» WRITTEN REQUEST
Output the material below unchanged, apart from leaving out the pictures.
·····
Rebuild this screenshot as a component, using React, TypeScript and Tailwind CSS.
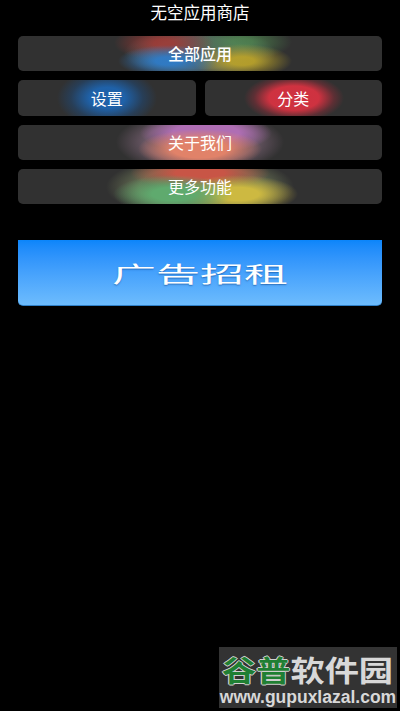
export default function App() {
  const cjk = "font-['Noto_Sans_CJK_SC','Noto_Sans',sans-serif]";
  const btn = "flex items-center justify-center rounded-[5px] bg-[#313131] pb-[1px] text-[16px] leading-none text-white overflow-hidden";
  return (
    <div className={`relative h-[711px] w-[400px] overflow-hidden bg-black ${cjk}`}>
      <div className="flex h-[36px] items-start justify-center pt-[3px] text-[16.5px] leading-[18px] text-white">无空应用商店</div>
      <div className="flex flex-col gap-[9px] px-[18px]">
        <div className={`${btn} h-[35px] font-medium bg-[radial-gradient(ellipse_50px_16px_at_150px_25px,rgba(45,125,205,0.9)_25%,transparent),radial-gradient(ellipse_50px_17px_at_224px_25px,rgba(190,165,40,0.9)_25%,transparent),radial-gradient(ellipse_50px_18px_at_146px_7px,rgba(170,55,50,0.8)_20%,transparent),radial-gradient(ellipse_50px_18px_at_224px_6px,rgba(80,140,80,0.75)_20%,transparent),radial-gradient(ellipse_76px_26px_at_182px_17px,rgba(85,100,100,0.9)_60%,transparent)]`}>全部应用</div>
        <div className="flex h-[36px] gap-[9px]">
          <div className={`${btn} flex-1 bg-[radial-gradient(ellipse_50px_30px_at_89px_18px,rgba(30,100,175,0.95)_35%,rgba(30,75,125,0.5)_72%,transparent)]`}>设置</div>
          <div className={`${btn} flex-1 bg-[radial-gradient(ellipse_50px_24px_at_89px_18px,rgba(215,50,65,0.95)_50%,rgba(130,45,55,0.55)_80%,transparent)]`}>分类</div>
        </div>
        <div className={`${btn} h-[35px] bg-[radial-gradient(ellipse_62px_20px_at_182px_24px,rgba(225,130,105,1)_45%,transparent),radial-gradient(ellipse_66px_20px_at_188px_8px,rgba(175,110,180,1)_50%,transparent),radial-gradient(ellipse_84px_32px_at_182px_17px,rgba(110,90,105,0.9)_65%,transparent)]`}>关于我们</div>
        <div className={`${btn} h-[35px] bg-[radial-gradient(ellipse_60px_19px_at_155px_25px,rgba(95,170,110,1)_35%,transparent),radial-gradient(ellipse_60px_19px_at_220px_25px,rgba(205,185,65,1)_35%,transparent),radial-gradient(ellipse_70px_17px_at_182px_4px,rgba(200,85,70,1)_35%,transparent),radial-gradient(ellipse_94px_32px_at_182px_18px,rgba(105,115,85,0.9)_65%,transparent)]`}>更多功能</div>
      </div>
      <div className="mx-[18px] mt-[36px] flex h-[66px] items-center justify-center overflow-hidden rounded-b-[5px] border-b border-[#2f80c8] bg-gradient-to-b from-[#0a85fa] to-[#6dbcfd]">
        <span className="mt-[-2px] scale-x-[2] text-[22px] leading-none whitespace-nowrap text-white [text-shadow:0_1px_1px_rgba(0,50,120,0.5)]">广告招租</span>
      </div>
      <div className="absolute left-[219px] top-[647px] flex h-[61px] w-[178px] flex-col items-center bg-[#333333] font-bold">
        <div className="mt-[8px] flex h-[29px] scale-x-[1.18] items-center text-[29px] leading-none whitespace-nowrap">
          <span className="text-[#1f7f33] [text-shadow:1px_0_0_#cfcfcf,-1px_0_0_#cfcfcf,0_1px_0_#cfcfcf,0_-1px_0_#cfcfcf]">谷普</span>
          <span className="text-[#d8d8d8]">软件园</span>
        </div>
        <div className="mt-[4px] font-['Liberation_Sans',sans-serif] text-[17.5px] leading-[18px] whitespace-nowrap text-[#d8d8d8]">www.gupuxlazal.com</div>
      </div>
    </div>
  );
}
·····
» EXPECTED ANSWER
Rebuild this screenshot as a component, using React, TypeScript and Tailwind CSS.
export default function App() {
  const cjk = "font-['Noto_Sans_CJK_SC','Noto_Sans',sans-serif]";
  const btn = "flex items-center justify-center rounded-[5px] bg-[#313131] pb-[1px] text-[16px] leading-none text-white overflow-hidden";
  return (
    <div className={`relative h-[711px] w-[400px] overflow-hidden bg-black ${cjk}`}>
      <div className="flex h-[36px] items-start justify-center pt-[3px] text-[16.5px] leading-[18px] text-white">无空应用商店</div>
      <div className="flex flex-col gap-[9px] px-[18px]">
        <div className={`${btn} h-[35px] font-medium bg-[radial-gradient(ellipse_50px_16px_at_150px_25px,rgba(45,125,205,0.9)_25%,transparent),radial-gradient(ellipse_50px_17px_at_224px_25px,rgba(190,165,40,0.9)_25%,transparent),radial-gradient(ellipse_50px_18px_at_146px_7px,rgba(170,55,50,0.8)_20%,transparent),radial-gradient(ellipse_50px_18px_at_224px_6px,rgba(80,140,80,0.75)_20%,transparent),radial-gradient(ellipse_76px_26px_at_182px_17px,rgba(85,100,100,0.9)_60%,transparent)]`}>全部应用</div>
        <div className="flex h-[36px] gap-[9px]">
          <div className={`${btn} flex-1 bg-[radial-gradient(ellipse_50px_30px_at_89px_18px,rgba(30,100,175,0.95)_35%,rgba(30,75,125,0.5)_72%,transparent)]`}>设置</div>
          <div className={`${btn} flex-1 bg-[radial-gradient(ellipse_50px_24px_at_89px_18px,rgba(215,50,65,0.95)_50%,rgba(130,45,55,0.55)_80%,transparent)]`}>分类</div>
        </div>
        <div className={`${btn} h-[35px] bg-[radial-gradient(ellipse_62px_20px_at_182px_24px,rgba(225,130,105,1)_45%,transparent),radial-gradient(ellipse_66px_20px_at_188px_8px,rgba(175,110,180,1)_50%,transparent),radial-gradient(ellipse_84px_32px_at_182px_17px,rgba(110,90,105,0.9)_65%,transparent)]`}>关于我们</div>
        <div className={`${btn} h-[35px] bg-[radial-gradient(ellipse_60px_19px_at_155px_25px,rgba(95,170,110,1)_35%,transparent),radial-gradient(ellipse_60px_19px_at_220px_25px,rgba(205,185,65,1)_35%,transparent),radial-gradient(ellipse_70px_17px_at_182px_4px,rgba(200,85,70,1)_35%,transparent),radial-gradient(ellipse_94px_32px_at_182px_18px,rgba(105,115,85,0.9)_65%,transparent)]`}>更多功能</div>
      </div>
      <div className="mx-[18px] mt-[36px] flex h-[66px] items-center justify-center overflow-hidden rounded-b-[5px] border-b border-[#2f80c8] bg-gradient-to-b from-[#0a85fa] to-[#6dbcfd]">
        <span className="mt-[-2px] scale-x-[2] text-[22px] leading-none whitespace-nowrap text-white [text-shadow:0_1px_1px_rgba(0,50,120,0.5)]">广告招租</span>
      </div>
      <div className="absolute left-[219px] top-[647px] flex h-[61px] w-[178px] flex-col items-center bg-[#333333] font-bold">
        <div className="mt-[8px] flex h-[29px] scale-x-[1.18] items-center text-[29px] leading-none whitespace-nowrap">
          <span className="text-[#1f7f33] [text-shadow:1px_0_0_#cfcfcf,-1px_0_0_#cfcfcf,0_1px_0_#cfcfcf,0_-1px_0_#cfcfcf]">谷普</span>
          <span className="text-[#d8d8d8]">软件园</span>
        </div>
        <div className="mt-[4px] font-['Liberation_Sans',sans-serif] text-[17.5px] leading-[18px] whitespace-nowrap text-[#d8d8d8]">www.gupuxlazal.com</div>
      </div>
    </div>
  );
}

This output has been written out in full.